Alternative loans for students are pegged to an interest-rate index. Rates have dropped, but many lenders are raising the number of points they charge over the index. So loan costs to students may stay steady or rise. You can't find out your rate in advance because it depends on a credit check. The rates shown on most sites are only for the very best risks. Applying to several lenders will nick your credit score (five points for one inquiry and it runs up from there), but there's no other way to compare specific costs. Do it, but refine your search first. The largest lenders include Sallie Mae, Citibank, Bank of America and Wells Fargo.
SimpleTuition.com will show you the lowest and highest annual percentage rate at a dozen or more lenders, most of which pay to participate. You'll also get a dollar estimate of what the loans will cost. For technical reasons, the rates published on the site don't always match what the lender is showing. Still, the lowest APR should win the day, founder Kevin Walker says.
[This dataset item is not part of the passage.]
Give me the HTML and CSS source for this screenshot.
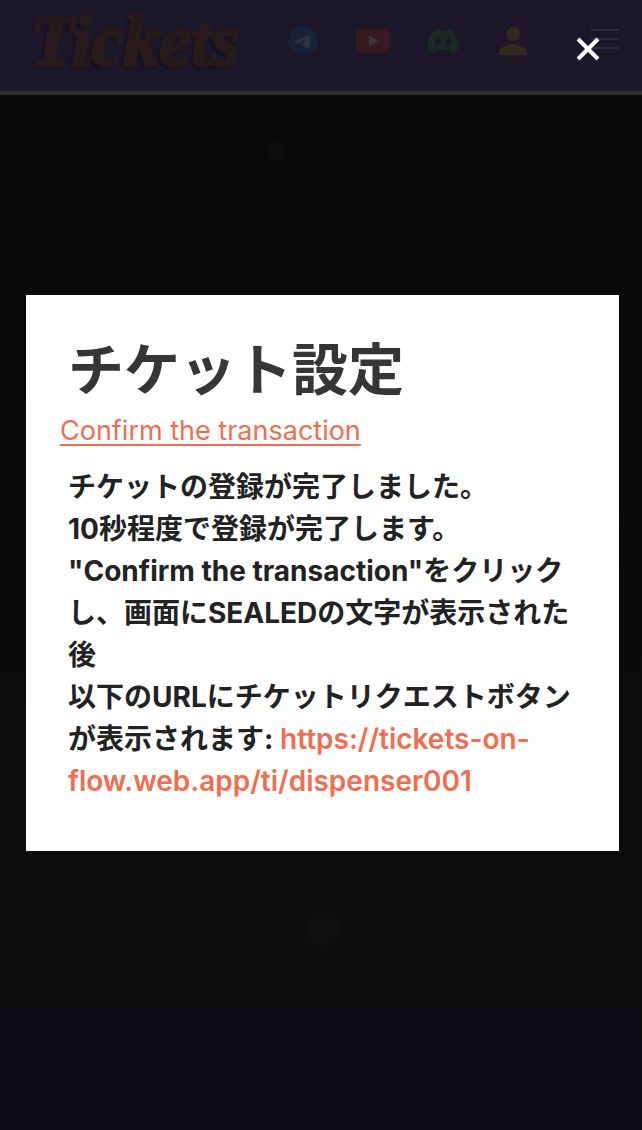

When it's time to repay, you can earn a discount in the 0.5 percent range by paying on time for the first four years. But fewer than 10 percent of students manage to do it, says Sallie Mae, often because of slip-ups that cause them to miss the first payment. So ignore future discounts and choose the loan that costs the least upfront. Choose the smallest loan possible, too. And don't let banks sucker you into borrowing more than you need.